Monday, March 4, 2013

The Man Who Would Be God


Amen Ra. Who says he's not God?

'You can't preach that here.'
I met Pablo Fajardo, AKA Alexander Hamilton, AKA Amen Ra (in chronological order) the other evening in La Plaza del Chorro, where he stood in the chapel doorway preaching in his powerful, stentorian voice about god to a few bystanders, who were ignoring him.

It turns out that Ra, who said he was born in Colombia in 1973 and adopted by a British couple, but ended up somehow in Houston, Texas, believes that he is God.

He even says so himself - and who should know better?

"I am God," he declares, loudly and fervently.

Ra told me that he was born Pablo Fajardo, his adoptive parents renamed him Alexander Hamilton (one of the U.S.'s founders and an advocate of big business) and that he named himself Amen Ra. I'm not sure when he realized that he was God.

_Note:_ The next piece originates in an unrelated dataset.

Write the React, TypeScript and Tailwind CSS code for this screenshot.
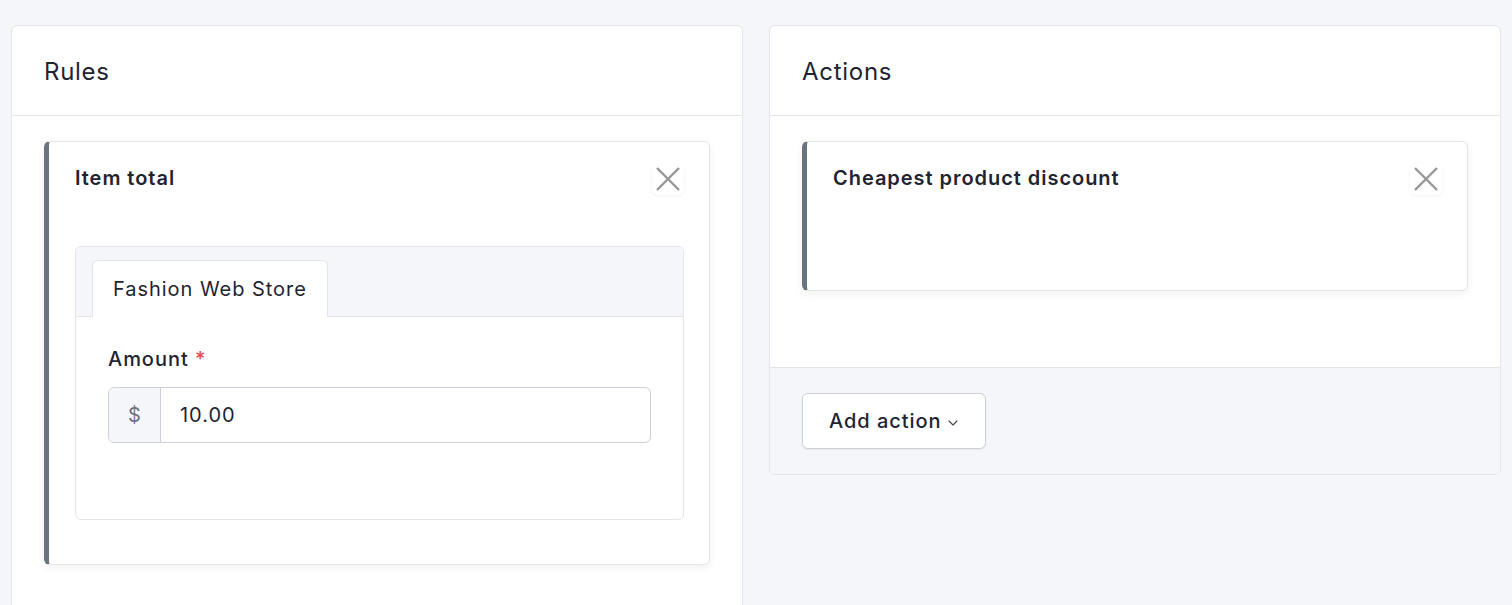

Unless he really is God, Ra also has a slightly exaggerated view of his own role in the world. In Houston, he says he protested against the war in Iraq - and singlehandedly stopped the war. That was why, he says, he was expelled from the United States. I suspect that U.S. authorities would tell a slightly different version of the story, perhaps involving crimes committed by a non-citizen alien. Ra told me that he had had some trouble with the law, including stealing a Nintendo game console. A non-citizen who commits felonies can be deported from the U.S.

He seemed paranoid. Ra believes that here in Colombia the rich and the government are prohibiting him from expressing himself, getting a job or having a girlfriend. It all has to do with Colombia being a 'republic' rather than a democracy, he explained. Or, perhaps there is something to what he says. After all, both the U.S. and Colombia claim to respect free speech rights - for anybody who can afford to buy their own newspaper or television station.

Thanks to a monthly allowance sent by his brother, Ra rents a cheap room near the Santa Fe red light district and appears to spend his time preaching.

Soon after I spotted Ra preaching in the doorway of the chapel of El Chorro de Quevedo plaza a policeman walked up, displayed a set of handcuffs and ordered him to stop, under threat of arrest. It occurred to me that I should stick up in his defense. After all, he's got a right to talk, no matter how crazy, and he wasn't doing anybody any harm. But it crossed my mind that the police's response would be 'What's a gringo doing sticking his nose into this?' and ignore me. Now I think my justification was an excuse.

In any case, I stayed quiet, which was wrong.

And just perhaps there is something to what Ra says about society wanting to quiet people like him. After all, his speaking, for all of his unlikely ideas, carries a real power. And, maybe just perhaps he is really is God. Just try to prove him wrong.


By Mike Ceaser, of Bogotá Bike Tours

3 comments:

Stuart Oswald said...

Not a God, but the next president (dictator) of Venezuela perhaps? ;)

Julian and Audrey said...

I went to high school with Alex. Wild

Miguel said...

He's gone a long way since then, it seems.